St. Joseph C.M.E. Church is a historically Black Christian Methodist Episcopal Church located in Chapel Hill, North Carolina, which is within the Seventh Episcopal District of the C.M.E Church. The Church was founded in the late 19th century, serving the religious and broader community of the Northside neighborhood for over a century. St. Joseph C.M.E Church played a pivotal role in the spiritual, cultural, and civil rights history of the Chapel Hill, North Carolina community and Northside neighborhood.

== History ==
Before the construction of St. Joseph C.M.E. Church, the C.M.E. community of Chapel Hill would attend religious services at the church's "mother church", Hamlet Chapel C.M.E Church, located at 2855 Hamlets Chapel Road, Pittsboro, NC. Addressing the need of the Chapel Hill C.M.E. community, Cotton C.M.E. Church was built on 509 Chapel Street, Chapel Hill (then McDade Street). The building, however, was later destroyed by a fire, and the property was sold. In the mid-20th century, the town of Chapel Hill planned on using the plot of land on 510 West Rosemary Street, Chapel Hill, for Lincoln High School, but decided that the land was too small for the project. In response, the future trustees of St. Joseph decided to purchase the land, upon which to build St. Joseph C.M.E. Church.

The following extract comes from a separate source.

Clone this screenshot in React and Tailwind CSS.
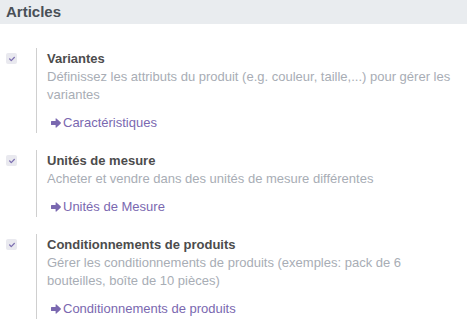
import React from "react";
import { FaCheck } from "react-icons/fa";

const settings = [
  {
    title: "Variantes",
    description: "Définissez les attributs du produit (e.g. couleur, taille,...) pour gérer les variantes",
    link: "Caractéristiques",
  },
  {
    title: "Unités de mesure",
    description: "Acheter et vendre dans des unités de mesure différentes",
    link: "Unités de Mesure",
  },
  {
    title: "Conditionnements de produits",
    description: "Gérer les conditionnements de produits (exemples: pack de 6 bouteilles, boîte de 10 pièces)",
    link: "Conditionnements de produits",
  },
];

// chunky font-awesome style arrow
function ArrowIcon() {
  return (
    <svg width="10" height="10" viewBox="0 0 10 10" className="shrink-0">
      <path
        d="M0.6 3H4.6V0.9Q4.6 0 5.4 0.6L9.6 4.3Q10.1 5 9.6 5.7L5.4 9.4Q4.6 10 4.6 9.1V7H0.6Q0 7 0 6.4V3.6Q0 3 0.6 3Z"
        fill="currentColor"
      />
    </svg>
  );
}

function SettingRow({ setting }) {
  return (
    <div className="flex">
      <div className="w-[36px] shrink-0 pl-[6px] pt-[5px]">
        <div className="w-[11px] h-[11px] rounded-[2px] bg-[#e9e9ef] flex items-center justify-center">
          <FaCheck className="text-[#7c6fb0]" size={6} />
        </div>
      </div>
      <div className="border-l border-[#cfcfcf] pl-[10px] pt-[2px] pb-[1px] pr-2">
        <div className="font-bold text-[#4c4c4c] leading-[18px]">{setting.title}</div>
        <div className="text-[#a8adb5] leading-[18px]">{setting.description}</div>
        <div className="mt-[10px] pl-[4px] flex items-center gap-[2px] text-[#7a68b0] leading-[18px]">
          <ArrowIcon />
          <span>{setting.link}</span>
        </div>
      </div>
    </div>
  );
}

export default function App() {
  return (
    <div className="w-[467px] h-[321px] bg-white overflow-hidden font-['Liberation_Sans',Arial,sans-serif] text-[13px]">
      <div className="bg-[#e9ecef] h-[24px] pl-[6px] flex items-center">
        <h2 className="text-[15px] font-bold text-[#495057]">Articles</h2>
      </div>
      <div className="pt-[24px] flex flex-col gap-[17px]">
        {settings.map((setting) => (
          <SettingRow key={setting.title} setting={setting} />
        ))}
      </div>
    </div>
  );
}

The Church also played an active role in the Civil Rights Movement, serving as a key gathering point for demonstrators preparing to march to nearby Franklin Street (Chapel Hill) in protest against segregation. St. Joseph has also placed a monument outside of its church commemorating Chapel Hill's Freedom Fighters, along with other scenes of civil rights activism.

The Church has been associated with a number of notable individuals and organizations, such as Emily Banks, The Gray Ladies, and Dr. Alex Chambers.

== Present day ==
=== Current worship ===
Currently, the church serves its congregation through weekly worship services including Sunday School, Sunday worship services, and Adult Bible study sessions, under the leadership of Reverend John A. Cradle Sr. Reverend Cradle ordained as a deacon in the Christian Methodist Episcopal Church subsequently appointed to the office of traveling elder. Services often include hymns and responsive readings from The Hymnal of the Christian Episcopal Church, fostering a participatory and a deeply ingrained worship experience.

=== Current ministry ===
Beyond its religious services, St. Joseph C.M.E Church operates a number of outreach initiatives. In 2002, then-pastor Reverend Troy Harrison and his wife, Bernice Harrison, established Heavenly Groceries/Comida Celestial, a food pantry and ministry of the Church which provides grocery items to under-served residents of Chapel Hill. The program, which continues to operate today, is staffed by active church members, students from the University of North Carolina at Chapel Hill, and community volunteers. St. Joseph C.M.E Church has continued its role in preserving the history of the Northside neighborhood. In 2007, Reverend Troy Harrison and University of North Carolina Professor Della Pollock initiated a partnership focused on collecting the oral histories of Northside residents. The oral histories prompted broader collective action to resist rapid displacement and the goal to preserve historically Black communities culture and legacy. The Church also collaborates with other communities and organizations in the area including the Marian Cheek Jackson Center, the Hargraves Community Center, and other local nonprofits.